The year is 1959. The setting: an idyllic American suburb dubbed “Suburbicon,” a clear stand-in for Levittown. Gardner (Matt Damon) and Nancy Lodge (Julianne Moore), along with their young son Nicky (Noah Jupe, remarkable), appear a paragon of middle-class contentment. Gardner is a financial VP at a successful ad firm, while his striking wife Nancy spends her days loitering on the porch, watching her son play in the yard. Though Nancy is confined to a wheelchair, she remains sharp as a tack, and is often joined by her twin sister Margaret (also Julianne Moore).
One day, William (Leith M. Burke) and Daisy Myers (Karimah Westbrook) move in next door. They are an African-American family—Suburbicon’s first—which sets off a powder keg of hatred and prejudice. At a chaotic town hall meeting, one “progressive” village official claims, “We favor integration, but only at such a time that the Negro feels he’s ready for it… We won’t go backwards.” William and Daisy have a son Nicky’s age, Andy (Tony Espinosa), and the two innocent children, instantly bond over their mutual love of baseball.
The paranoid townsfolk are far less inviting. Suspicious stares and casual racism soon give way to a mob of foaming-at-the-mouth whites camped outside their home. They spew hate at the top of their lungs, bang on instruments, set fire to their vehicle, and, in one eerily zeitgeisty moment, hang a Confederate flag outside their window.
“Don’t show ‘em you’re scared,” Andy tells Noah, repeating his father’s advice. “Don’t show ‘em nothin’.”
But the Myers, a wholesome god-fearing family, aren’t the problem. The real local menace lies next door, as a terrifying home invasion sets off a string of violent events that leaves several six feet under. Naturally, all the blame is pinned on the arrival of the first black family.

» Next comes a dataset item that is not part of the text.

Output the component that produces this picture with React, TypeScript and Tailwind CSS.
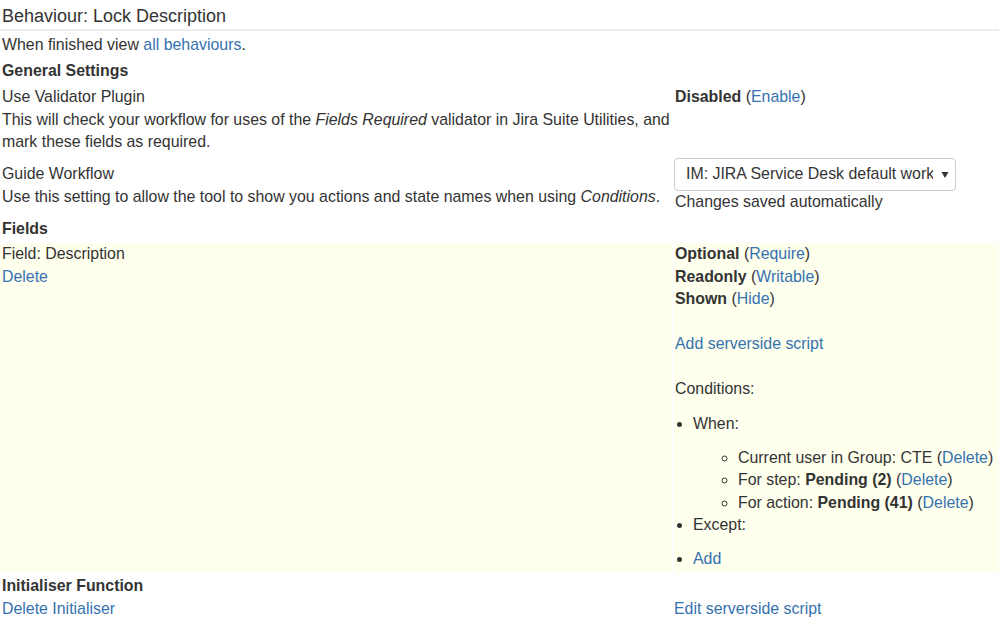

Clooney’s film boasts ace lensing, courtesy of the legendary Robert Elswit (There Will Be Blood), that vividly captures this Pleasantville-esque suburbia, as well as top-notch turns all-around, including Damon and Moore as a pair in way over their heads, and child actors Noah Jupe and Tony Espinosa, in whose budding friendship lies hope for the future. Oscar Issac also pops up in the latter half as a prickly insurance claims investigator, chewing up the scenery. But the true engine of Suburbicon is its darkly satirical screenplay—one first written by brothers Joel and Ethan Coen in the ‘80s shortly after Blood Simple, and tweaked by Clooney and frequent collaborator Grant Heslov. Its twists and turns are aplenty, and with each passing sin, the hypocrisy of white supremacy is further exposed.

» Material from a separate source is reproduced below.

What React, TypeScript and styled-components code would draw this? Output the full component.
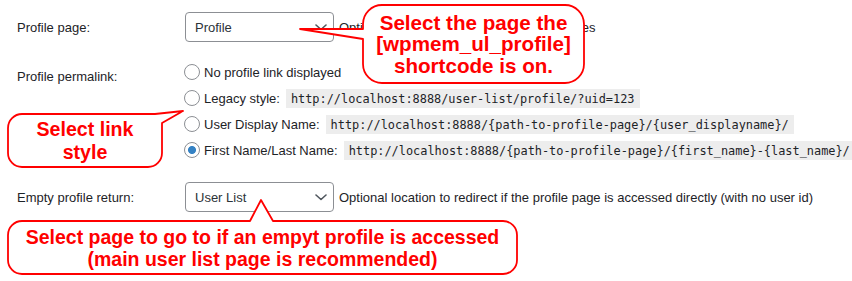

According to Clooney, Suburbicon was inspired by the real-life plight of William and Daisy Myers, who moved into Levittown, Pennsylvania, in 1957, and were harassed and tormented by the locals for months. Their windows were smashed by rocks, and a cross was set ablaze on their front lawn.
“Those in the North love to think they had nothing to do with [racism],” Clooney told The Hollywood Reporter. “They love to wash their hands and say: ‘Actually, we were the liberals. We were against slavery and pro-civil rights.’ And the truth of the matter was much more complicated. There were a lot of problems, particularly in places like Levittown.”
While the Oscar-winning actor and humanitarian’s output behind the camera has been a very mixed bag of late (Monuments Men is a film that is best forgotten), this suspenseful satire not only feels entirely of-the-moment, but is Clooney’s best effort as a filmmaker since Good Night, and Good Luck. When he explores his passions, whether it be journalistic integrity or the false virtues of white American liberals, the man is a force to be reckoned with.